Some interesting statistics from RECOUP, the member-based plastics recycling charity.
  1. It costs up to £78 million to dispose of the plastic bottles, pots, tubs and trays not collected for recycling from UK households
  2. Less than 60 per cent of plastic bottles and 30 per cent of plastic pots, tubs and trays are collected for recycling from households in the UK
  3. 36 million plastic bottles are used by UK households in the UK every day - 15 million are not recycled
  4. The average UK household uses around 500 plastic bottles per year but only recycles just over half of them
  5. All types of plastic bottles can be recycled, including those used for juice, water, fizzy drinks, squash, sauces, cooking oils, washing up liquid, shampoo and conditioner, shower gel, garden products and car products
Stuart Foster, CEO of RECOUP, said: “It’s common knowledge that you can, and should, recycle plastic bottles used for water, fizzy drinks and juice. Our insights, however, indicate that when it comes to plastic bottles for shampoo, household cleaners and bleach, cooking oil, table sauces, moisturiser and garden & car products, recycling levels are much lower. This drops further when it comes to things like butter tubs, fruit punnets and yoghurt pots."

“The aim of this video is to educate people in a really digestible format, showing examples of what kinds of plastics can be recycled – and, importantly, the diverse range of things they could become afterwards. We hope this surprising information will encourage people to share the video and, in turn, recycle more of their household plastics."

“Of course, your plastic bottles, trays, tubs and pots could simply become more plastic bottles, trays, tubs and pots – but they can also become anything from clothing and toys to building materials, such as fencing and piping.”

Jonathan Porritt, environmentalist and writer said: “These transformative examples show the wide variety of possibilities surrounding how recycled plastic can touch so many areas of our lives, without us even knowing about it."

“What an amazing material – plastic packaging coming back as your favourite football club’s shirt, your child’s toy, and even as parts of your car. Not to forget that it can be used in building products, paint pots ... the list is almost endless!

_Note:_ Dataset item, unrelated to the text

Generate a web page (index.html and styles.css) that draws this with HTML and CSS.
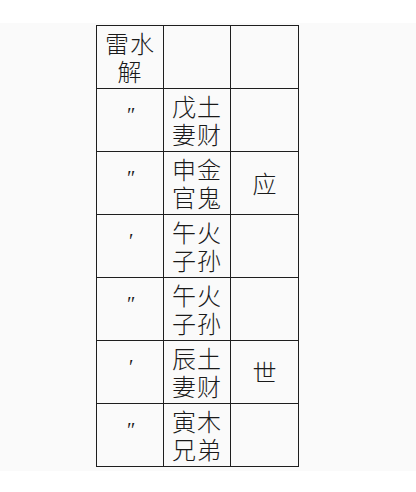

Recycling plastic really does work, and the recyclers want more of your plastics – just make sure you follow your Council’s instructions about what their facilities can accept for recycling."


  1. As you pointed out in your post, this is all really a waste of time as far as the East London Waste Authority is concerned.

    It isn't just the very restrictive range of products that can be recycled - milk bottles, yes, but not the tops because "These cannot be recycled" (because our recycling system is completely out of date).

    The short list of acceptable items is completely outweighed by the very long list of (perfectly recyclable) items which must not, under any circumstances be included in the recycling box and sends out a very clear 'Don't even bother' message to many people.

    When will the ELWA realise that we are now in the 21st century and that their systems are not fit for purpose?

    1. Spot on Knowsie.
      Somebody, somewhere, should put their thinking caps on.
      At one point, I seem to remember, Redbridge was shipping our recyclables to Spain, making use of the return journeys after delivery of Spain-grown fruit and vegs here.
      This does seem to make ecological sense, I must say, but, why are various Councils having different policies?

  2. Lush recycle tops. There is a branch at Westfield.

    1. But my milk bottle tops are type 2, exactly the same as the bottle. I am now thinking on the lines of colour. Perhaps that's the problem? Most plastic bottles are either transparent or semi-transparent but the tops aren't. They're green or red or blue. That said my Domestos bottle isn't transparent and it's blue, so wtf is the bloody problem?

  3. I've just re-read the instructions on Redbridge-i, it says:
    "Please remove all lids and bottle tops from plastic bottles and glass bottles / jars"
    It does not say don't put them in the recycling bin.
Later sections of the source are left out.